**Recorded data**.
+++
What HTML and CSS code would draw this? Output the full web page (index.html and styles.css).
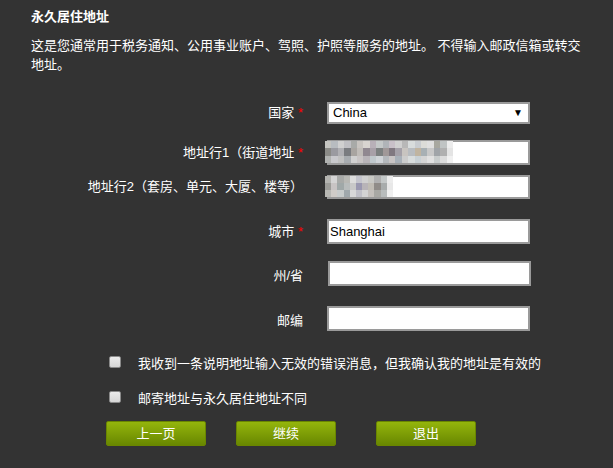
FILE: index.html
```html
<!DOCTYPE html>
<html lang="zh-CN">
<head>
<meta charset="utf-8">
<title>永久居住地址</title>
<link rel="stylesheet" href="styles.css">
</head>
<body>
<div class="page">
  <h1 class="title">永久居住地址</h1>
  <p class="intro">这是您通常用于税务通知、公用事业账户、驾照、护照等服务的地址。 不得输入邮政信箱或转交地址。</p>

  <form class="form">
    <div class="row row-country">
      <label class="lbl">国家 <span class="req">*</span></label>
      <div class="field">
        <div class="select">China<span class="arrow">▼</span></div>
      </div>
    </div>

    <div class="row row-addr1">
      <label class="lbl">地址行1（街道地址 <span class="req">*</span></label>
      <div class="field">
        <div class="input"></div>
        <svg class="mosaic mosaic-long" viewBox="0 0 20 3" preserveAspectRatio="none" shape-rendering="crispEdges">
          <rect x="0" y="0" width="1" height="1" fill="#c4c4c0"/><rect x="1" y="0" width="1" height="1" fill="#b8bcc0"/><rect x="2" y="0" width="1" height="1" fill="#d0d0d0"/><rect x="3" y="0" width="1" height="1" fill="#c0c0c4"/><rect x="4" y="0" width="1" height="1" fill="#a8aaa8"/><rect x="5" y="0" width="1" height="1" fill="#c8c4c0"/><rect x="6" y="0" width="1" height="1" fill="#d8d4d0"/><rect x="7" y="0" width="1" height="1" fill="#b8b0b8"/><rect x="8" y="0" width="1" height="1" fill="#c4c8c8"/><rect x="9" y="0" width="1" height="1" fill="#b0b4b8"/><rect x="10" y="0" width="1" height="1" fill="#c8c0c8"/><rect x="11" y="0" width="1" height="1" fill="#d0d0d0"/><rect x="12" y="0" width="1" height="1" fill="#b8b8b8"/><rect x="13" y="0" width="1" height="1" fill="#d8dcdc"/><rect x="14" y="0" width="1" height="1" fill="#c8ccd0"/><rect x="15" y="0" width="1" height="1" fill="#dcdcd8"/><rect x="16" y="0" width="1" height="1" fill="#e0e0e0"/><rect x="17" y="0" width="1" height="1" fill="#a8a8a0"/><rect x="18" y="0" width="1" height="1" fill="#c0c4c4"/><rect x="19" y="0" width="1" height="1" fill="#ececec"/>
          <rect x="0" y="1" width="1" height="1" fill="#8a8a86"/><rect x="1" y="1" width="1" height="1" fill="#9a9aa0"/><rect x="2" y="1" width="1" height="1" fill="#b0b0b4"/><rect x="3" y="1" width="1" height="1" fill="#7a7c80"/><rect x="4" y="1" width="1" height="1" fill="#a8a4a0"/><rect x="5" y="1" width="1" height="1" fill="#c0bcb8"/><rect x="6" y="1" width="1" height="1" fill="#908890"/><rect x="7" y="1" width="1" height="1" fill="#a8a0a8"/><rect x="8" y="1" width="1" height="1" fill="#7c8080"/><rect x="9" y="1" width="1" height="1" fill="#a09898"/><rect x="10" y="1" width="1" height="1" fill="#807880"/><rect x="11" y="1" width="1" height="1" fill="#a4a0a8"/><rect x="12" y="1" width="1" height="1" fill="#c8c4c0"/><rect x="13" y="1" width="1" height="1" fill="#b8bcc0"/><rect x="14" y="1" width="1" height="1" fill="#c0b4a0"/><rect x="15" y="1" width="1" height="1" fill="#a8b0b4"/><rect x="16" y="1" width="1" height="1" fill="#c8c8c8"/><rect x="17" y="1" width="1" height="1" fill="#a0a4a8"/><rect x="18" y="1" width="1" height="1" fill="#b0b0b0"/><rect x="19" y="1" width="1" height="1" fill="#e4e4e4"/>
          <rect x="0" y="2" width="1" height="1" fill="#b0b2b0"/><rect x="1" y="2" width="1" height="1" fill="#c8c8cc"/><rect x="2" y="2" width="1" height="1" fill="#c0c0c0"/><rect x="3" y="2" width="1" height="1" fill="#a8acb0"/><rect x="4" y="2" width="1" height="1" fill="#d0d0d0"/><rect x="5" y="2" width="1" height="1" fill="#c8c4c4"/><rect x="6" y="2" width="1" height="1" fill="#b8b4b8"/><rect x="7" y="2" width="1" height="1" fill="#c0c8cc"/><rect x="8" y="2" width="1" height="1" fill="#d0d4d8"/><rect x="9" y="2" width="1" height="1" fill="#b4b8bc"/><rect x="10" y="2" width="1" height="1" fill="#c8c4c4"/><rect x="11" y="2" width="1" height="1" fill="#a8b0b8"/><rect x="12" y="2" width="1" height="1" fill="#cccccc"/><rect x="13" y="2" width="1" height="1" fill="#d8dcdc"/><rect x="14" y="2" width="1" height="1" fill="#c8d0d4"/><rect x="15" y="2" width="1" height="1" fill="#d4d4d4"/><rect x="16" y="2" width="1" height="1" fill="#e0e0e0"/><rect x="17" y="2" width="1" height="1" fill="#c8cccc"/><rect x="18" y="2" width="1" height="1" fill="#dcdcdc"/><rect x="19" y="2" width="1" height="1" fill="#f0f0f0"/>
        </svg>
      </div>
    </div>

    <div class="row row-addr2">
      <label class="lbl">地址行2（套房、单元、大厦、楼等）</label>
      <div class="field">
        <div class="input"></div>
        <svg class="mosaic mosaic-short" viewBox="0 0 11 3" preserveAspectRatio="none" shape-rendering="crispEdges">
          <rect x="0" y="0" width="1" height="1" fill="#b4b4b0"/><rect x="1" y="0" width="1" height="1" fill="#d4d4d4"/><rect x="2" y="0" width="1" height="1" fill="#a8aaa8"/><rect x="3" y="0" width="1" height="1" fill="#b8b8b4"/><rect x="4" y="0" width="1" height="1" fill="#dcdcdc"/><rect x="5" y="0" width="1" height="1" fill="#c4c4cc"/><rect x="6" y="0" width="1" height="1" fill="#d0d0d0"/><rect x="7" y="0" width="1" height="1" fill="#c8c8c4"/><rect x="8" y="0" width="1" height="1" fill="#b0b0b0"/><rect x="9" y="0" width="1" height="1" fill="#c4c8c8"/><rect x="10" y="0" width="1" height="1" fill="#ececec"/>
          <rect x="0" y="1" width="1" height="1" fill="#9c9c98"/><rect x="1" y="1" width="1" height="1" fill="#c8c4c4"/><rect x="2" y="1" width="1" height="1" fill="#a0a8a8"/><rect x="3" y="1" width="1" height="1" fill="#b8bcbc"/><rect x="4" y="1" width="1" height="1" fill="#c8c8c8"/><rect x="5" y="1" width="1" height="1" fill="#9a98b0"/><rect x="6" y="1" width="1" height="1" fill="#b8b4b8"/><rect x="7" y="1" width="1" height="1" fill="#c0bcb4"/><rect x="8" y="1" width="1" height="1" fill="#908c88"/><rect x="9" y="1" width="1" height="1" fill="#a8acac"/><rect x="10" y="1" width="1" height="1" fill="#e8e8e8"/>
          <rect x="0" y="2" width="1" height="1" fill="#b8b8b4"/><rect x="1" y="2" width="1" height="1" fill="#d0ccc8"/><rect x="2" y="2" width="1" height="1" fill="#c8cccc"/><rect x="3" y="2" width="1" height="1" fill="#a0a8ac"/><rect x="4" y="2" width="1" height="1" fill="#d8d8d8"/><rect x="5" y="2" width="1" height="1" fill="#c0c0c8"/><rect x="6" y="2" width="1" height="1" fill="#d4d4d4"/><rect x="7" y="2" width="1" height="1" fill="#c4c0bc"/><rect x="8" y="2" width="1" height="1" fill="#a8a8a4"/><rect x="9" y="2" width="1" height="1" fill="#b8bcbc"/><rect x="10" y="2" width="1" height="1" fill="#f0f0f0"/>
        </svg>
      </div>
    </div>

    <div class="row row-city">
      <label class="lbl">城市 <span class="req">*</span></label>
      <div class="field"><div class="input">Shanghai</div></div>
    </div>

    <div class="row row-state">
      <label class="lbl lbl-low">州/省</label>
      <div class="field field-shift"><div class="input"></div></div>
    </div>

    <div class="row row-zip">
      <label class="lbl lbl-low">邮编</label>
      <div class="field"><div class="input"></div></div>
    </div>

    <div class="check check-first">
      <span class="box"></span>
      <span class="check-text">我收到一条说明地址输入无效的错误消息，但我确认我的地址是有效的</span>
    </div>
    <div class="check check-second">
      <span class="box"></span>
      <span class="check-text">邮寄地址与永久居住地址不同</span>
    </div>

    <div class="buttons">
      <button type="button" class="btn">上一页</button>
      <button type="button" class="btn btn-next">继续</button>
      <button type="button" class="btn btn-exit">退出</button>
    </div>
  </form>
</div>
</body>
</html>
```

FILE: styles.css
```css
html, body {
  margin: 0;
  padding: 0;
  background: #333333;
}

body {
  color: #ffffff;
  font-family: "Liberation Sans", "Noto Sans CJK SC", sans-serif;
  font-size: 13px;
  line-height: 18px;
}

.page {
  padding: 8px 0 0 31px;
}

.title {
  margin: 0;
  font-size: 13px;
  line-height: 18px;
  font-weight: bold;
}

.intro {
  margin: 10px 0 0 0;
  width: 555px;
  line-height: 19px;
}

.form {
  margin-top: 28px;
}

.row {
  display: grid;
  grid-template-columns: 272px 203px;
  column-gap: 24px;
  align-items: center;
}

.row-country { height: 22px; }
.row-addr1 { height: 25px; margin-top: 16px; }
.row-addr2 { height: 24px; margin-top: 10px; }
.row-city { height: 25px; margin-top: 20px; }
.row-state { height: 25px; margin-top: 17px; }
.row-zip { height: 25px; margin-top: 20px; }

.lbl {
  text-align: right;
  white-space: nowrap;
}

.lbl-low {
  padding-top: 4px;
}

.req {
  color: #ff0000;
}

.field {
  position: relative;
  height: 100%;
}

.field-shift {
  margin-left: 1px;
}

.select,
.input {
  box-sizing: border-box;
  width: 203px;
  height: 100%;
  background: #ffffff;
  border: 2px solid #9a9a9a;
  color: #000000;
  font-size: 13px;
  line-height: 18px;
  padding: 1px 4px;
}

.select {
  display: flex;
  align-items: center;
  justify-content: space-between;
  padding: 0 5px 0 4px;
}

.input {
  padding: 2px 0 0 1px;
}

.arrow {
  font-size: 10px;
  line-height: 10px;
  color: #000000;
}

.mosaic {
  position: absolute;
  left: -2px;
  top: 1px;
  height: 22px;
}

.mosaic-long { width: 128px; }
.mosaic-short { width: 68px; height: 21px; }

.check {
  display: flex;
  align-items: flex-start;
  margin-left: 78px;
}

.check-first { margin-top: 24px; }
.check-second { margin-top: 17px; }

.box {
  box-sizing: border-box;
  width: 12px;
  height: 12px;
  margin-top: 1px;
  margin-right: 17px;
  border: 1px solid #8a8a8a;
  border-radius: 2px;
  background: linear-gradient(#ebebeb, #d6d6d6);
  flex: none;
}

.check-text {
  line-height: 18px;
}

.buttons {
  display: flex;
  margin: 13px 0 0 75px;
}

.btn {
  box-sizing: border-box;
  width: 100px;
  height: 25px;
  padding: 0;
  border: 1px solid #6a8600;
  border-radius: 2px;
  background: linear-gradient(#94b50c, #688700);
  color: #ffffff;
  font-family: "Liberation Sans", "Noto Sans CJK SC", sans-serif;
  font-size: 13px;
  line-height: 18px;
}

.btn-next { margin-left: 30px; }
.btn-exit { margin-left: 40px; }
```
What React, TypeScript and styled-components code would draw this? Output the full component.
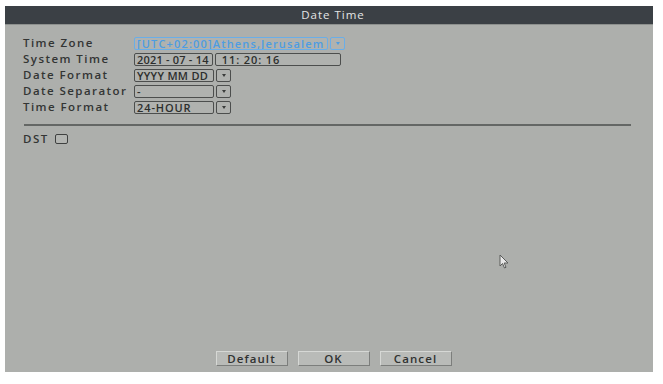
+++
**Goal**. Pull out every line of the entries that includes the word "page".

**Output of the task**.
What HTML and CSS code would draw this? Output the full web page (index.html and styles.css).
<div class="page">
.page {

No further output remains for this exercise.